I can honestly say I’ve never prayed so much in my life.

My kids do two sets of prayers in the morning: ‘Thank you God for’ and ‘Please God help’. We write them on the board at the beginning of our first lesson, everyone volunteering ideas for me to put up. ‘Thank you for milk’ is a common one, because we have milk every morning too and it’s an easy English word to remember. But we do get some more interesting ones too. ‘Thank you for all teachers’ is one of my favourites, right up there with ‘Thank you for rabbits’ and ‘Please help us get yoyos’.

My kids shot up hands when I ask them who wants to pray. They get upset, seriously throw tantrums and cry upset, if I don’t choose them. To pray, out loud, in English.

I used to dread praying out loud. It would have been mortifying if I’d been made to do it in French.
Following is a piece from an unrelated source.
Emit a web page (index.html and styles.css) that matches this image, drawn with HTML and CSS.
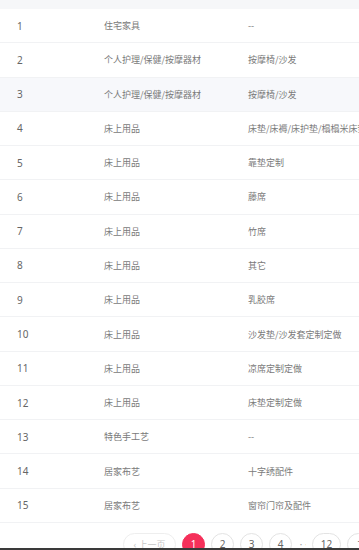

In 'fun reading' I generally try to read one Bible story to them before they all go off to read by themselves. We pick them from this beautiful picture book with easy, rhythmical and repeating words, and they watch eagerly, not put off in the least when we the same story over and over, day after day. They interrupt, pointing at characters in the book and telling me all about them: ‘He is bad!’ ‘She no listen.’ ‘Look, Miss Emma, six children!’

They never fail to notice Jesus. Never fail to notice God and his love, even when he’s not quite physically there: no old man in white to point at and identify with. Maybe he’s hidden in the folds, nothing more obvious than a light, a look on a characters face, something a character does.

They’re desperate to see him, joyous to see him, every time.